Employee representation on a supervisory board
A resolution of the Regional Court Frankfurt dated 16 February 2015 may have a massive impact on employee representation on supervisory boards of German companies, many of which currently may not comply with the Act on the Co-Determination of the Employees (“MitbestG”) or with the One-Third Participation Act (“DrittelbG”). For some companies, it may mean they are forced to establish a supervisory board with employee representation for the first time. The resolution is still subject to appeal and the expectation of many legal practitioners is that it will be overruled by the Appellate Court. But what is the resolution all about?
Pursuant to the German laws on employee representation, some companies, inter alia a public limited company (“Aktiengesellschaft”) or a company with limited liability (“Gesellschaft mit beschränkter Haftung – GmbH”), are obliged to establish a supervisory board with employee representatives. Under the DrittelbG, one third of the supervisory board must be employee representatives if such companies employ more than 500 employees. Further, under the MitbestG, 50% of the supervisory board members must be employee representatives if such companies employ more than 2,000 employees. For group companies, not only do the employees of the parent company need to be taken into account when determining these thresholds but – under certain conditions – employees of subsidiaries must also be considered.
Up to now, legal scholars and commentators have operated on the assumption, based on common sense, that only employees of German subsidiaries must be counted when determining the thresholds for employee representation obligations. Why? Because, pursuant to the principle of territoriality, no German rules may be imposed on foreign companies and employees working abroad. However, the Regional Court Frankfurt is of a different opinion and held that the employees of subsidiaries abroad must also be counted. The basic reasoning was rather straightforward: the Court simply stated that there was no point of reference in the wording of the Act that stated or made clear that only German employees must be counted.

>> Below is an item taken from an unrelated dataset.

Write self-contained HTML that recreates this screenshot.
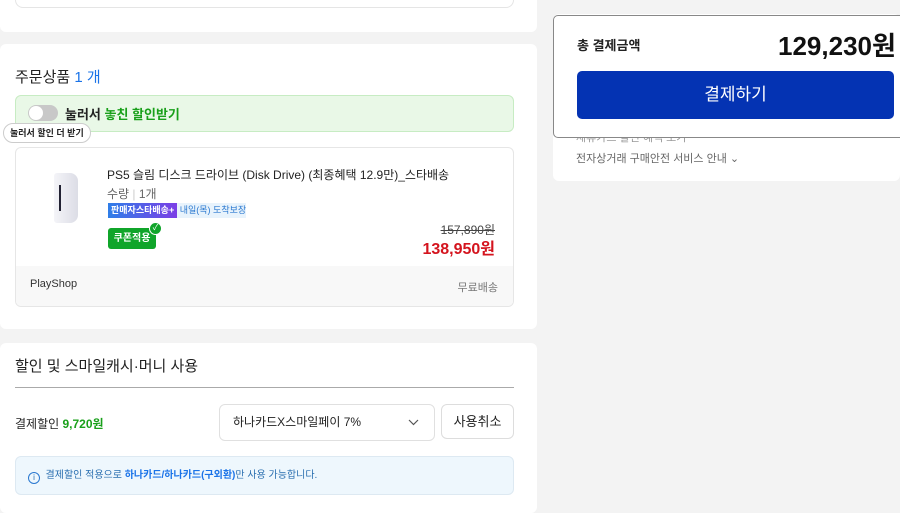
<!DOCTYPE html>
<html><head><meta charset="utf-8"><style>
*{box-sizing:border-box;margin:0;padding:0}
body{width:900px;height:502px;overflow:hidden;background:#f3f3f3;font-family:"Liberation Sans","Noto Sans CJK KR",sans-serif;color:#222;position:relative}
.card{position:absolute;background:#fff;border-radius:6px}
.abs{position:absolute;white-space:nowrap}
</style></head><body>
<div class="card" style="left:0;top:-10px;width:537px;height:42px"></div>
<div class="abs" style="left:15px;top:-10px;width:499px;height:18px;border:1px solid #e5e5e5;border-top:none;border-radius:0 0 8px 8px;background:#fff"></div>

<div class="card" style="left:0;top:44px;width:537px;height:285px">
 <div class="abs" style="left:15px;top:22px;font-size:15px">주문상품 <span style="color:#1a73e8">1 개</span></div>
 <div class="abs" style="left:15px;top:51px;width:499px;height:37px;background:#e9f8e7;border:1px solid #c7ecc3;border-radius:6px">
  <div class="abs" style="left:12px;top:9px;width:30px;height:16px;border-radius:8px;background:#c8c8c8"><div style="position:absolute;left:1px;top:1px;width:14px;height:14px;border-radius:50%;background:#fff"></div></div>
  <div class="abs" style="left:49px;top:8px;font-size:13px;font-weight:bold">눌러서 <span style="color:#19a01a">놓친 할인받기</span></div>
 </div>
 <div class="abs" style="left:3px;top:79px;height:20px;padding:0 6px;border:1px solid #ccc;border-radius:10px;background:#fff;font-size:9px;font-weight:bold;line-height:18px">눌러서 할인 더 받기</div>
 <div class="abs" style="left:15px;top:103px;width:499px;height:160px;border:1px solid #e6e6e6;border-radius:6px;overflow:hidden">
  <div class="abs" style="left:38px;top:25px;width:24px;height:50px;background:linear-gradient(90deg,#f4f4f8,#dcdde6);border-radius:3px 8px 8px 3px"><div style="position:absolute;left:5px;top:12px;width:2px;height:26px;background:#223"></div></div>
  <div class="abs" style="left:91px;top:18px;font-size:12px">PS5 슬림 디스크 드라이브 (Disk Drive) (최종혜택 12.9만)_스타배송</div>
  <div class="abs" style="left:91px;top:37px;font-size:12px;color:#666">수량 <span style="color:#ccc">|</span> 1개</div>
  <div class="abs" style="left:92px;top:55px;height:15px;font-size:9px;line-height:15px;background:#e8f3fc;color:#2a78d0"><span style="background:linear-gradient(90deg,#2f7ee8,#7b3ee6);color:#fff;padding:0 3px;font-weight:bold;display:inline-block">판매자스타배송+</span> 내일(목) 도착보장</div>
  <div class="abs" style="left:92px;top:80px;width:48px;height:21px;background:#10a52a;border-radius:3px;color:#fff;font-size:10px;font-weight:bold;line-height:21px;text-align:center">쿠폰적용</div>
  <div class="abs" style="left:133px;top:74px;width:13px;height:13px;border-radius:50%;background:#10a52a;border:1.5px solid #fff;color:#fff;font-size:8px;line-height:10px;text-align:center">✓</div>
  <div class="abs" style="right:18px;top:73px;font-size:12px;color:#444;text-decoration:line-through">157,890<span style="text-decoration:none">원</span></div>
  <div class="abs" style="right:18px;top:87px;font-size:16px;font-weight:bold;color:#d4141e">138,950원</div>
  <div class="abs" style="left:0;top:118px;width:499px;height:42px;background:#f8f8f8"></div>
  <div class="abs" style="left:14px;top:130px;font-size:11px;color:#333">PlayShop</div>
  <div class="abs" style="right:15px;top:131px;font-size:11px;color:#777">무료배송</div>
 </div>
</div>

<div class="card" style="left:0;top:343px;width:537px;height:170px">
 <div class="abs" style="left:15px;top:12px;font-size:15px">할인 및 스마일캐시·머니 사용</div>
 <div class="abs" style="left:15px;top:44px;width:499px;height:1px;background:#aaa"></div>
 <div class="abs" style="left:15px;top:72px;font-size:12px">결제할인 <b style="color:#19a01a">9,720원</b></div>
 <div class="abs" style="left:219px;top:61px;width:216px;height:37px;border:1px solid #e0e0e0;border-radius:6px;font-size:12px;line-height:35px;padding-left:13px">하나카드X스마일페이 7%<svg style="position:absolute;right:15px;top:14px" width="11" height="7" viewBox="0 0 11 7"><path d="M1 1l4.5 4.5L10 1" fill="none" stroke="#555" stroke-width="1.2"/></svg></div>
 <div class="abs" style="left:441px;top:61px;width:73px;height:35px;border:1px solid #ddd;border-radius:6px;font-size:13px;line-height:33px;text-align:center">사용취소</div>
 <div class="abs" style="left:15px;top:113px;width:499px;height:39px;background:#eef7fd;border:1px solid #dde9f2;border-radius:6px;font-size:10px;line-height:37px;padding-left:12px;color:#2a6fb0"><span style="display:inline-block;width:12px;height:12px;border:1px solid #2a78d0;border-radius:50%;font-size:8px;line-height:10px;text-align:center;vertical-align:-2px">i</span>&nbsp; 결제할인 적용으로 <b style="color:#1a73e8">하나카드/하나카드(구외환)</b>만 사용 가능합니다.</div>
</div>

<div class="card" style="left:553px;top:14px;width:347px;height:167px">
 <div class="abs" style="left:23px;top:115px;font-size:11px;color:#999">제휴카드 할인 혜택 보기</div>
 <div class="abs" style="left:23px;top:136px;font-size:11px;color:#666">전자상거래 구매안전 서비스 안내 ⌄</div>
</div>
<div class="abs" style="left:553px;top:15px;width:352px;height:123px;background:#fff;border:1px solid #888;border-radius:5px">
 <div class="abs" style="left:23px;top:19px;font-size:13px;font-weight:bold">총 결제금액</div>
 <div class="abs" style="left:224px;top:10px;font-size:26px;font-weight:bold;color:#111;letter-spacing:0">129,230원</div>
 <div class="abs" style="left:23px;top:55px;width:317px;height:48px;background:#0433b3;border-radius:5px;color:#fff;font-size:17px;line-height:48px;text-align:center">결제하기</div>
</div>
</body></html>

The impact of the resolution is obvious. In the case decided by the Regional Court of Frankfurt, Deutsche Börse AG established an unlawful supervisory board pursuant to the rules of the One-Third Participation Act. Deutsche Börse AG employed more than 2,000 employees in the world, and therefore it was under an obligation to establish a 50% supervisory board pursuant to the Co-determination Act.

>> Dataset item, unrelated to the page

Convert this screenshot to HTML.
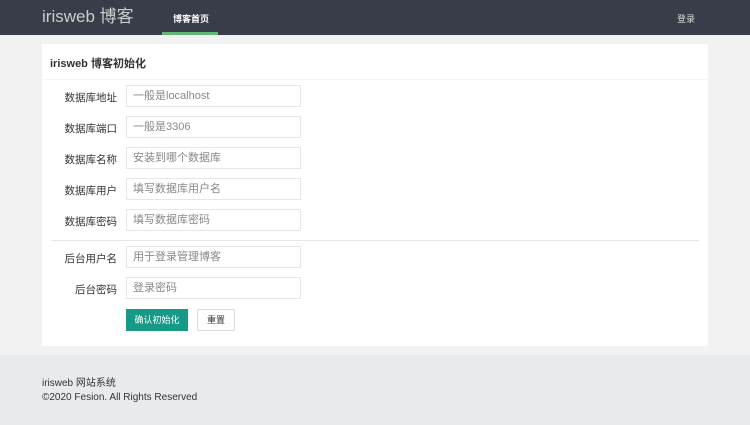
<!DOCTYPE html>
<html><head><meta charset="utf-8"><style>
*{margin:0;padding:0;box-sizing:border-box}
body{width:750px;height:425px;background:#f2f2f2;font-family:"Liberation Sans","Noto Sans CJK SC",sans-serif;position:relative;overflow:hidden;color:#333}
.hd{position:absolute;left:0;top:0;width:750px;height:35px;background:#393d49}
.logo{position:absolute;left:42px;top:7px;color:#ccc;font-size:17px;line-height:20px}
.nav{position:absolute;left:173px;top:12px;color:#fff;font-size:9px;font-weight:bold}
.bar{position:absolute;left:162px;top:32px;width:56px;height:3px;background:#5fb878}
.login{position:absolute;left:677px;top:12px;color:#ddd;font-size:9px}
.card{position:absolute;left:42px;top:44px;width:666px;height:302px;background:#fff}
.title{position:absolute;left:8px;top:11px;font-size:11px;font-weight:bold;color:#333}
.tl{position:absolute;left:0;top:35px;width:666px;height:1px;background:#f4f4f4}
.lab{position:absolute;width:75px;text-align:right;font-size:10.5px;color:#333}
.in{position:absolute;left:84px;width:175px;height:22px;border:1px solid #e6e6e6;font-size:11px;color:#888;padding:4px 6px;line-height:12px}
.hr{position:absolute;left:10px;top:196px;width:647px;height:1px;background:#e6e6e6}
.b1{position:absolute;left:84px;top:265px;width:62px;height:22px;background:#169a87;color:#fff;font-size:9px;text-align:center;line-height:22px}
.b2{position:absolute;left:155px;top:265px;width:38px;height:22px;border:1px solid #ddd;color:#333;font-size:9px;text-align:center;line-height:20px}
.ft{position:absolute;left:0;top:355px;width:750px;height:70px;background:#e8ebee;font-size:10px;color:#333}
</style></head><body>
<div class="hd"><div class="logo">irisweb 博客</div><div class="nav">博客首页</div><div class="bar"></div><div class="login">登录</div></div>
<div class="card">
<div class="title">irisweb 博客初始化</div><div class="tl"></div>
<div class="lab" style="top:46px">数据库地址</div><div class="in" style="top:41px">一般是localhost</div>
<div class="lab" style="top:77px">数据库端口</div><div class="in" style="top:72px">一般是3306</div>
<div class="lab" style="top:108px">数据库名称</div><div class="in" style="top:103px">安装到哪个数据库</div>
<div class="lab" style="top:139px">数据库用户</div><div class="in" style="top:134px">填写数据库用户名</div>
<div class="lab" style="top:170px">数据库密码</div><div class="in" style="top:165px">填写数据库密码</div>
<div class="hr"></div>
<div class="lab" style="top:207px">后台用户名</div><div class="in" style="top:202px">用于登录管理博客</div>
<div class="lab" style="top:238px">后台密码</div><div class="in" style="top:233px">登录密码</div>
<div class="b1">确认初始化</div><div class="b2">重置</div>
</div>
<div class="ft"><div style="position:absolute;left:42px;top:19px">irisweb 网站系统</div><div style="position:absolute;left:42px;top:37px">©2020 Fesion. All Rights Reserved</div></div>
</body></html>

Women quota on supervisory boards
On 6 March 2015, the German Parliament adopted the law on equal participation of men and women in leadership positions in private business and public service – informally known as “Women-Quota-Act.” Pursuant to this law, 30% of the members on the supervisory board of publicly listed corporations which are subject to the MitbestG – i.e. companies employing more than 2,000 employees – must be female. From 1 January 2016 onwards, this quota must gradually be achieved by such companies. Some legal scholars doubt that the “women quota act” complies with the constitutional principle of equal treatment between women and men, as it discriminates men. It remains to be seen how this new Act will affect the representation of woman on German supervisory boards.